**WORK REQUIRED**. List each line of the data that holds the string "this".
* begin *
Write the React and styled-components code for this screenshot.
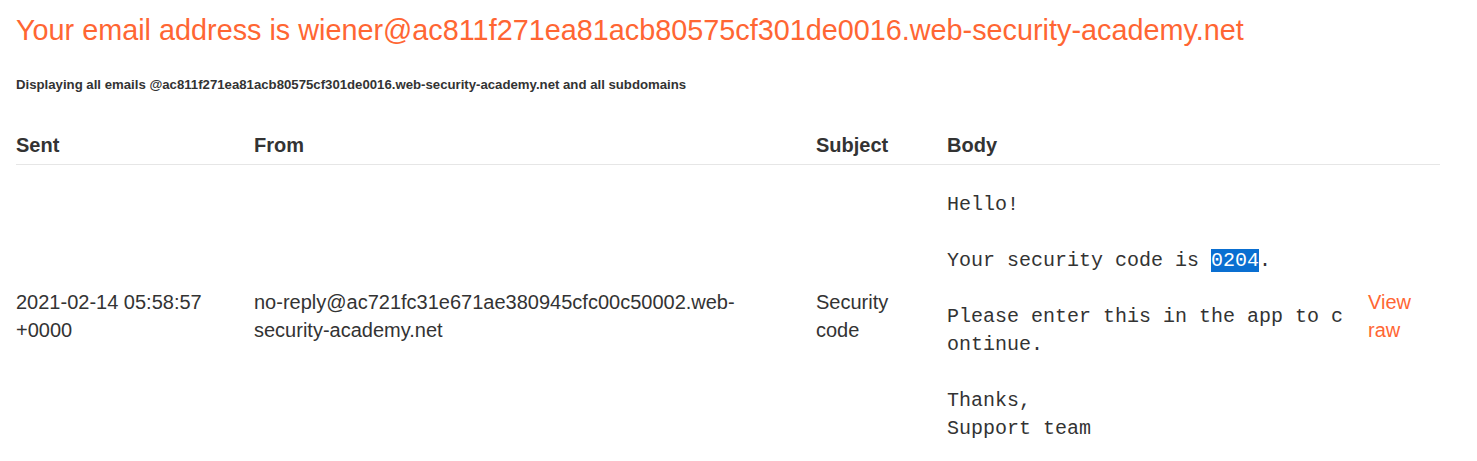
import React from "react";
import styled, { createGlobalStyle } from "styled-components";

const GlobalStyle = createGlobalStyle`
  html, body {
    margin: 0;
    padding: 0;
    background: #fff;
  }
  body {
    font-family: "Liberation Sans", Arial, sans-serif;
    color: #333;
  }
`;

const Page = styled.div`
  padding: 0 37px 0 16px;
`;

const Title = styled.h1`
  margin: 12px 0 0;
  font-size: 28.8px;
  line-height: 36px;
  font-weight: normal;
  color: #ff6633;
`;

const Notice = styled.h4`
  margin: 29px 0 0;
  font-size: 13.2px;
  line-height: 16px;
  font-weight: bold;
  color: #333;
`;

const Table = styled.table`
  margin-top: 38px;
  width: 100%;
  border-collapse: collapse;
  table-layout: fixed;
  font-size: 20px;
  line-height: 28px;
`;

const Col = styled.col`
  width: ${(p) => p.$w}px;
`;

const Head = styled.th`
  text-align: left;
  font-weight: bold;
  padding: 0 16px 5px 0;
  border-bottom: 1px solid #e6e6e6;
`;

const Cell = styled.td`
  vertical-align: middle;
  padding: 24px 16px 0 0;
  word-wrap: break-word;
`;

const Body = styled.pre`
  margin: 0;
  padding-top: 2px;
  font-family: "Liberation Mono", "Courier New", monospace;
  font-size: 20px;
  line-height: 28px;
  white-space: pre-wrap;
  word-break: break-all;
  color: #333;
`;

const Code = styled.span`
  background: #0a6fd1;
  color: #fff;
`;

const RawLink = styled.a`
  color: #ff6633;
  text-decoration: none;
`;

export default function App() {
  return (
    <>
      <GlobalStyle />
      <Page>
        <Title>
          Your email address is
          wiener@ac811f271ea81acb80575cf301de0016.web-security-academy.net
        </Title>
        <Notice>
          Displaying all emails
          @ac811f271ea81acb80575cf301de0016.web-security-academy.net and all
          subdomains
        </Notice>
        <Table>
          <colgroup>
            <Col $w={238} />
            <Col $w={562} />
            <Col $w={131} />
            <Col $w={421} />
            <Col $w={72} />
          </colgroup>
          <thead>
            <tr>
              <Head>Sent</Head>
              <Head>From</Head>
              <Head>Subject</Head>
              <Head>Body</Head>
              <Head></Head>
            </tr>
          </thead>
          <tbody>
            <tr>
              <Cell>2021-02-14 05:58:57 +0000</Cell>
              <Cell>
                no-reply@ac721fc31e671ae380945cfc00c50002.web-security-academy.net
              </Cell>
              <Cell>Security code</Cell>
              <Cell>
                <Body>
                  {"Hello!\n\nYour security code is "}
                  <Code>0204</Code>
                  {".\n\nPlease enter this in the app to continue.\n\nThanks,\nSupport team"}
                </Body>
              </Cell>
              <Cell>
                <RawLink href="#">View raw</RawLink>
              </Cell>
            </tr>
          </tbody>
        </Table>
      </Page>
    </>
  );
}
* end *
**FINISHED EXERCISE**.
Write the React and styled-components code for this screenshot.
                  {".\n\nPlease enter this in the app to continue.\n\nThanks,\nSupport team"}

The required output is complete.